__SHORT PROBLEM__.
Give the number of lines in this listing that contain "TypeScript", with no other words.

— start DATASET —

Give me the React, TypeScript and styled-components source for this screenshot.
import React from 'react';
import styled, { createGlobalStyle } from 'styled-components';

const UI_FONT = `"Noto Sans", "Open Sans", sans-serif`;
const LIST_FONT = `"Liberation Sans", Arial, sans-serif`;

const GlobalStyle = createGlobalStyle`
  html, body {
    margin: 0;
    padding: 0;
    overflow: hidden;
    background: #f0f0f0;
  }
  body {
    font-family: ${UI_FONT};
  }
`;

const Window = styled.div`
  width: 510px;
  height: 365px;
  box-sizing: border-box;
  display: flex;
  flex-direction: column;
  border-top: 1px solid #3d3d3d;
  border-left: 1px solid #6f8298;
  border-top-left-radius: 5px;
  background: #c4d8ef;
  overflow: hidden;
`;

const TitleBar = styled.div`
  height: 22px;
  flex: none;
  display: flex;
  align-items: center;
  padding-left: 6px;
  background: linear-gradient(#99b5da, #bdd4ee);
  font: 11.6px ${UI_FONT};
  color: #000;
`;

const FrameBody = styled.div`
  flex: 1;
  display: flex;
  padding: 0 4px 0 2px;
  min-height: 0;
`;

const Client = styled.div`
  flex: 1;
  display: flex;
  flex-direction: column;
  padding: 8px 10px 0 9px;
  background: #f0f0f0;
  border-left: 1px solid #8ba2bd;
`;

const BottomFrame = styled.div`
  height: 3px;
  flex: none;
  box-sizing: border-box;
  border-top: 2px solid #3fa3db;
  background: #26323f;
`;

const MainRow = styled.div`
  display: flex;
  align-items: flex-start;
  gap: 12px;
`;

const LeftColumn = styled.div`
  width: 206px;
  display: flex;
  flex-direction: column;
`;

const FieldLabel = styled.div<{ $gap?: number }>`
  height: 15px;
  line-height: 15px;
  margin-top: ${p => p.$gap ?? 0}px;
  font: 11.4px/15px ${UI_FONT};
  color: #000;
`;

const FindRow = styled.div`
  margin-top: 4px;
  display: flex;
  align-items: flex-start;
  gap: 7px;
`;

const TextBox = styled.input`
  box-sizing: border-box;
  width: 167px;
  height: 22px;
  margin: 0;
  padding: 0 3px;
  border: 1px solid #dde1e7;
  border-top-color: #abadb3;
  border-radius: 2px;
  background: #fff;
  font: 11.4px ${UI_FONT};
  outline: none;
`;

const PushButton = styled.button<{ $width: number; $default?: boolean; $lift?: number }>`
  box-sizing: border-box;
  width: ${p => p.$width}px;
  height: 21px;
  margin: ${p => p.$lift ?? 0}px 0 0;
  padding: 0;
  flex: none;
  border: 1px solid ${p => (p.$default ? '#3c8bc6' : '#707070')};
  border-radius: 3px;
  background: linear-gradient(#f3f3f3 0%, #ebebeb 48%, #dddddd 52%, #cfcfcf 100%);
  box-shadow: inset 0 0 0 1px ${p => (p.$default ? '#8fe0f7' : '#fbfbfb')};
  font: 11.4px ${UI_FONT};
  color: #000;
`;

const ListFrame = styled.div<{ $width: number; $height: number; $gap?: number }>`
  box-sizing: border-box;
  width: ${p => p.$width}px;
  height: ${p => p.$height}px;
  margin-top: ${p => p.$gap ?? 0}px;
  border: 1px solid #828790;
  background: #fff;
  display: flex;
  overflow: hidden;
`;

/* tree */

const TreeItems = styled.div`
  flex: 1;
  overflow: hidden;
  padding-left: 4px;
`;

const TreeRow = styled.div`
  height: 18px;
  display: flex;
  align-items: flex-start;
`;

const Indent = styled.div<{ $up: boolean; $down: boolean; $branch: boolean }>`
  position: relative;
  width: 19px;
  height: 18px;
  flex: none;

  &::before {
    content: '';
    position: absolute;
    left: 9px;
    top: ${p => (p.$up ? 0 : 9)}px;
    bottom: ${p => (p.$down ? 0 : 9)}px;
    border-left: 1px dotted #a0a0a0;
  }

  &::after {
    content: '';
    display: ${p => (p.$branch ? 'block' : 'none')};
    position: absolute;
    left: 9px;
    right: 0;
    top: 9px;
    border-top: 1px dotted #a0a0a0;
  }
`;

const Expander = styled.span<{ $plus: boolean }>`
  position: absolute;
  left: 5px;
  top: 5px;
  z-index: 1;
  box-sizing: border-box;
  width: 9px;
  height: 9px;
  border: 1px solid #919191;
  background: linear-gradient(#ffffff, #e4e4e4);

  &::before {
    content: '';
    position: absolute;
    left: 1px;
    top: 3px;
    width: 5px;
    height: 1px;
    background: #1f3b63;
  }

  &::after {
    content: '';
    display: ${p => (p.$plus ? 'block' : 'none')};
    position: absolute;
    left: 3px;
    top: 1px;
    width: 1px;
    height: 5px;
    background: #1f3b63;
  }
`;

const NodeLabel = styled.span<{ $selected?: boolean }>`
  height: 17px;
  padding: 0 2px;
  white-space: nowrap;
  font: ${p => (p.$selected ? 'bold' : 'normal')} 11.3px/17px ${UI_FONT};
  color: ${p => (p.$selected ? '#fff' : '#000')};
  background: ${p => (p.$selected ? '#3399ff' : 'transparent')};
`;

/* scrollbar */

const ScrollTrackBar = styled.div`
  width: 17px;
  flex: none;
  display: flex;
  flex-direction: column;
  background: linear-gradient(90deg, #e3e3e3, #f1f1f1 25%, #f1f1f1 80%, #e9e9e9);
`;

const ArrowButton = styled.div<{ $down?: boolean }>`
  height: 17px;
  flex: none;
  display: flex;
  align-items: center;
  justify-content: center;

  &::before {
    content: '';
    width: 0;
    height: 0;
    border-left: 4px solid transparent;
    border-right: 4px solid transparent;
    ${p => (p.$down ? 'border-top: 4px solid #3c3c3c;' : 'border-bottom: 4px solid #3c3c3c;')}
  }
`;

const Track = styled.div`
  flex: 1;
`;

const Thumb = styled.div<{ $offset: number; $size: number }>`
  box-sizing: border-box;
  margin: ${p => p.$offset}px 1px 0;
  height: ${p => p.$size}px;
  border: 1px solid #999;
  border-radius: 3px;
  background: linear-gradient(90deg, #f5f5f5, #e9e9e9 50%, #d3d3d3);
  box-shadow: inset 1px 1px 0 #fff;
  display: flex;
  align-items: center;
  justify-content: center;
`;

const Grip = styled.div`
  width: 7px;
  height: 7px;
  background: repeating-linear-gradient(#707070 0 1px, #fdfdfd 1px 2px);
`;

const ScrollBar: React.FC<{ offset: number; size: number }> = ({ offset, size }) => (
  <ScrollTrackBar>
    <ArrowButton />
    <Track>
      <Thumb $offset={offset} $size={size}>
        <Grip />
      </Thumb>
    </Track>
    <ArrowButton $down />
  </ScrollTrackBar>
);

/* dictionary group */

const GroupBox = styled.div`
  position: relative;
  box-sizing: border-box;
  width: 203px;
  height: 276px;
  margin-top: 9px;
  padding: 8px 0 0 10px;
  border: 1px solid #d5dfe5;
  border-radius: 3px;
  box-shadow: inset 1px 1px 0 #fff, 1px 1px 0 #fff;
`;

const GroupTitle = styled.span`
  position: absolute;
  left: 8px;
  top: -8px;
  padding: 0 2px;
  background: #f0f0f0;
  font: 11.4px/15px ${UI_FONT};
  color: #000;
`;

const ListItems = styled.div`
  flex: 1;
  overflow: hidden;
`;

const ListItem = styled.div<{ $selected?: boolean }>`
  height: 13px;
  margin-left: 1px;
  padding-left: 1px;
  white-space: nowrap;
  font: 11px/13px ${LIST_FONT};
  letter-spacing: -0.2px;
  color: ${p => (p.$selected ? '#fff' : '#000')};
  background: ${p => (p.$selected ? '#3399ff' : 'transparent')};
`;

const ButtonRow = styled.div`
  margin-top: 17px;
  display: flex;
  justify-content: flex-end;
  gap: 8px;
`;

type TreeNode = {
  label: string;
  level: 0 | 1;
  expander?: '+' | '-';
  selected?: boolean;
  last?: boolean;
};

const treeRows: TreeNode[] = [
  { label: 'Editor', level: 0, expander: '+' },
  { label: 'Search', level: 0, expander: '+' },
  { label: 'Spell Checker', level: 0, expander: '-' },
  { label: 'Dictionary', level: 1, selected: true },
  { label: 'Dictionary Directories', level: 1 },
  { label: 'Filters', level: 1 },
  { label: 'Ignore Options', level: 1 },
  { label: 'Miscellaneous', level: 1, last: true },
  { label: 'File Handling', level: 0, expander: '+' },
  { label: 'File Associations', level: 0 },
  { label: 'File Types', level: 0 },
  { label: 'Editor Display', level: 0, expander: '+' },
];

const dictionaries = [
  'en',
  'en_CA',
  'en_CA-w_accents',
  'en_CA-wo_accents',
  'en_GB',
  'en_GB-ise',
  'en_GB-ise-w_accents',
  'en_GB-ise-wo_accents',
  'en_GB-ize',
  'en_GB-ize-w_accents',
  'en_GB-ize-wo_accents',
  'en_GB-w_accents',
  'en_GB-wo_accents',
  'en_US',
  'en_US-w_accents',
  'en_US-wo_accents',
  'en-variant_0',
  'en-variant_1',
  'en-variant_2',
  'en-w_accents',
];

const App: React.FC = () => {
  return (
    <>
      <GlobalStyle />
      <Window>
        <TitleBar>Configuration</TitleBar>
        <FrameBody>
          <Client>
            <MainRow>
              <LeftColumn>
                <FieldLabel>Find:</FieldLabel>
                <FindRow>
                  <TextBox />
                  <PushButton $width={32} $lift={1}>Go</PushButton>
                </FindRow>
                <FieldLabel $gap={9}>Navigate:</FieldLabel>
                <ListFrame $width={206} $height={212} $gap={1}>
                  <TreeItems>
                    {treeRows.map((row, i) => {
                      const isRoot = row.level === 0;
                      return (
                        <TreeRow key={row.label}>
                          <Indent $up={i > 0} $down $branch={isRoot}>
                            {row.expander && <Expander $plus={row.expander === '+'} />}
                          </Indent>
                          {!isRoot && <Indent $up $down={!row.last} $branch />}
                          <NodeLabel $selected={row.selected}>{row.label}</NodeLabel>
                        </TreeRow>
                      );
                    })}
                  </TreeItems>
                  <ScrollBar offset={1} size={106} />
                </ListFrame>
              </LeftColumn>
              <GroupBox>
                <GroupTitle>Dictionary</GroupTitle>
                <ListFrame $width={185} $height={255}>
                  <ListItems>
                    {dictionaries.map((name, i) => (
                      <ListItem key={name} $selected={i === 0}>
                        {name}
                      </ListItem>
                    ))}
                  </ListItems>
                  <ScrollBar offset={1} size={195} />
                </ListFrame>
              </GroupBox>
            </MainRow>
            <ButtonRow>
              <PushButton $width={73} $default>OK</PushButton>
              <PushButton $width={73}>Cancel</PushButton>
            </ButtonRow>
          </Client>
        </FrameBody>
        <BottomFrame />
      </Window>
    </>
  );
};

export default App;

— end DATASET —
— start DATASET —

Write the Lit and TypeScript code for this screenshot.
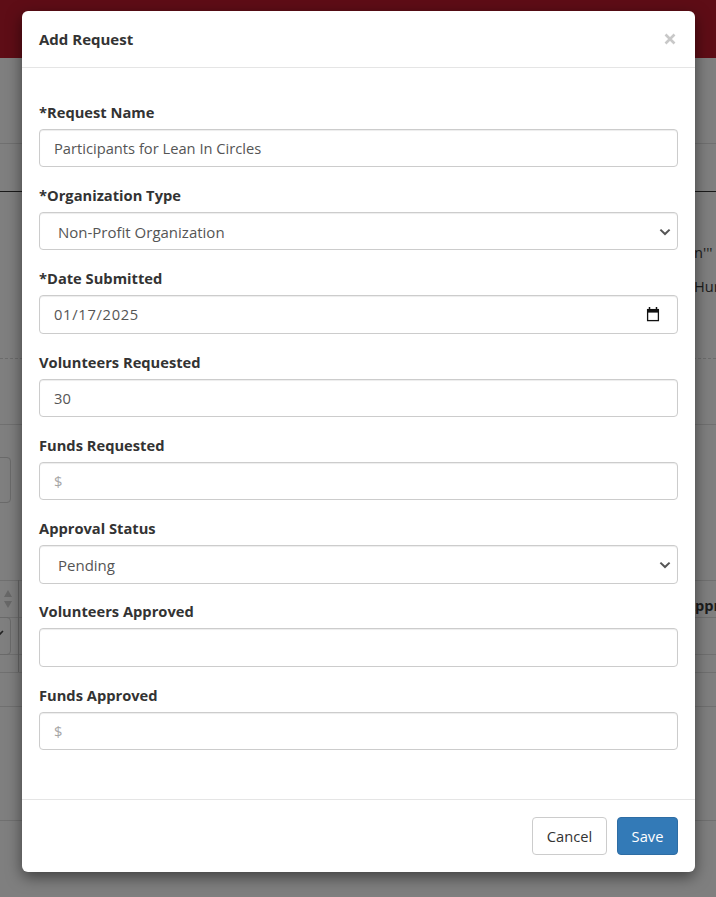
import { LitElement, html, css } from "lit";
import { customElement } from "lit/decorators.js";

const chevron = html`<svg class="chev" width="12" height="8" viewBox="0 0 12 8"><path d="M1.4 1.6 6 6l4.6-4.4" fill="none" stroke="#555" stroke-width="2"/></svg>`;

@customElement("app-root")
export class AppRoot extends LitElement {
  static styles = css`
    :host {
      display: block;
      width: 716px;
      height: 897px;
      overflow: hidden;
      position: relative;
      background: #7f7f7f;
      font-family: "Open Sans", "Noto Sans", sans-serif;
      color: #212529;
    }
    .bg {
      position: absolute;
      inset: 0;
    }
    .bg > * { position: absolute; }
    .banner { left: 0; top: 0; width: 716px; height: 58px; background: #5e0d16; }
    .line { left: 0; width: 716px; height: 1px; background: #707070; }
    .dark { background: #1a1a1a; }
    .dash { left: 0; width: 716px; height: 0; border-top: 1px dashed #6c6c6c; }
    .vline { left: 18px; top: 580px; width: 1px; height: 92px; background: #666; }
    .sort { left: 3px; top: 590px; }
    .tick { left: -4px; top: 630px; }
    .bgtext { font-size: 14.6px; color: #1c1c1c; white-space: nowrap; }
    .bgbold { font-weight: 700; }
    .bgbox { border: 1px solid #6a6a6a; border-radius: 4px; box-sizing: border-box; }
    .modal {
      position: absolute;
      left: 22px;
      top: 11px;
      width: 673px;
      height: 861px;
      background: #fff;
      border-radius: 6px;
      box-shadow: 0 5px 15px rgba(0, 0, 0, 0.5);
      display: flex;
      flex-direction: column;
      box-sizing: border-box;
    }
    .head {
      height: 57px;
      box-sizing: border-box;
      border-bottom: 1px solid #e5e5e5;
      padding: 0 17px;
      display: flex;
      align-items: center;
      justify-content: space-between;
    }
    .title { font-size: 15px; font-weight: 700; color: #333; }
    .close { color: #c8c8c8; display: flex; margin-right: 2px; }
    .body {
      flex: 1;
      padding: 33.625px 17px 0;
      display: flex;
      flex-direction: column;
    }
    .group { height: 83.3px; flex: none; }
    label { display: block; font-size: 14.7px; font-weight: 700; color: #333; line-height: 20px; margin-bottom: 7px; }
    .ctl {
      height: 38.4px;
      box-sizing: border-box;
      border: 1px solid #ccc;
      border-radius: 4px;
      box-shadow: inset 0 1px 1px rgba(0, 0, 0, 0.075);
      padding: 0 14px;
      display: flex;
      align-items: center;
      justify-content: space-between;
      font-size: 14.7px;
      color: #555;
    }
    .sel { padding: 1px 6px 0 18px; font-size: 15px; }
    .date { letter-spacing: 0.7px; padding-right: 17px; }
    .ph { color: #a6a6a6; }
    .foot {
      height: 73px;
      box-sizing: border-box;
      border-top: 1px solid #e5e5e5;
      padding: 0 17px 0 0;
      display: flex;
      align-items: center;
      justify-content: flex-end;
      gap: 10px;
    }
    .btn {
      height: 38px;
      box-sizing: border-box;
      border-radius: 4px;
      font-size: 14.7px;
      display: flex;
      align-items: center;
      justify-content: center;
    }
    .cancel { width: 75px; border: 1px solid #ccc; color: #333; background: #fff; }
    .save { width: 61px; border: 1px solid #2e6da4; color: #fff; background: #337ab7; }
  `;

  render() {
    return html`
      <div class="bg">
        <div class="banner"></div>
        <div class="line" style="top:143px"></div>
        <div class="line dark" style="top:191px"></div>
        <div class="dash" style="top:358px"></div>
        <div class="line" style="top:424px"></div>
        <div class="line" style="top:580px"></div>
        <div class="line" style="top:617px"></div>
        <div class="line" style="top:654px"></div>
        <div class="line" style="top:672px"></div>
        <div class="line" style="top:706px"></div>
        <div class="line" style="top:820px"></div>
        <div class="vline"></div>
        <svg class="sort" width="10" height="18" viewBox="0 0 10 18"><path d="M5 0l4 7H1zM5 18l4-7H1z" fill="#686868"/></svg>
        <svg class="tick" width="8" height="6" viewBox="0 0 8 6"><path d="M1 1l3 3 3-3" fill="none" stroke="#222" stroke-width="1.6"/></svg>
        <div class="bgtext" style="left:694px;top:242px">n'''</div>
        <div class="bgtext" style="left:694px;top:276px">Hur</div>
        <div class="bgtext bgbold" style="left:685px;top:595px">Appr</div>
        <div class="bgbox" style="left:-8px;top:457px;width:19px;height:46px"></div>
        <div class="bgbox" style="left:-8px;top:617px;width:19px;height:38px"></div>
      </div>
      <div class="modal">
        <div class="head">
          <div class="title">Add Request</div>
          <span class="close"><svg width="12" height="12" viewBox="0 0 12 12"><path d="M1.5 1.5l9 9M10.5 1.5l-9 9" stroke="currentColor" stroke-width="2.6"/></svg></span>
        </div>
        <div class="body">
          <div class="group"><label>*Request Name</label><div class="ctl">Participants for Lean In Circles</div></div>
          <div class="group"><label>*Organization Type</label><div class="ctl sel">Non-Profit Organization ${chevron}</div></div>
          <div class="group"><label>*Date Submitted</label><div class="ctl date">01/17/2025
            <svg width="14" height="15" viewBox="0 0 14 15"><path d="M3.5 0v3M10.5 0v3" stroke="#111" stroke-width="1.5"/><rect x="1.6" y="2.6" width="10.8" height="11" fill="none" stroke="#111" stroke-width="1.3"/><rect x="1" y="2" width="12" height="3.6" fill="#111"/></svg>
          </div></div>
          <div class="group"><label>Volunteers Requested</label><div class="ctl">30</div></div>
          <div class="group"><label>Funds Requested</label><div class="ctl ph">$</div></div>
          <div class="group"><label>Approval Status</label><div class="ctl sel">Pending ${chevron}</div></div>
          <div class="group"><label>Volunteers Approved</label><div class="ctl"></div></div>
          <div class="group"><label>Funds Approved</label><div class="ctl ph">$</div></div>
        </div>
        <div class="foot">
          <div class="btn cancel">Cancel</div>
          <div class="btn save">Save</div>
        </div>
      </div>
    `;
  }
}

— end DATASET —

__OUTPUT__.
2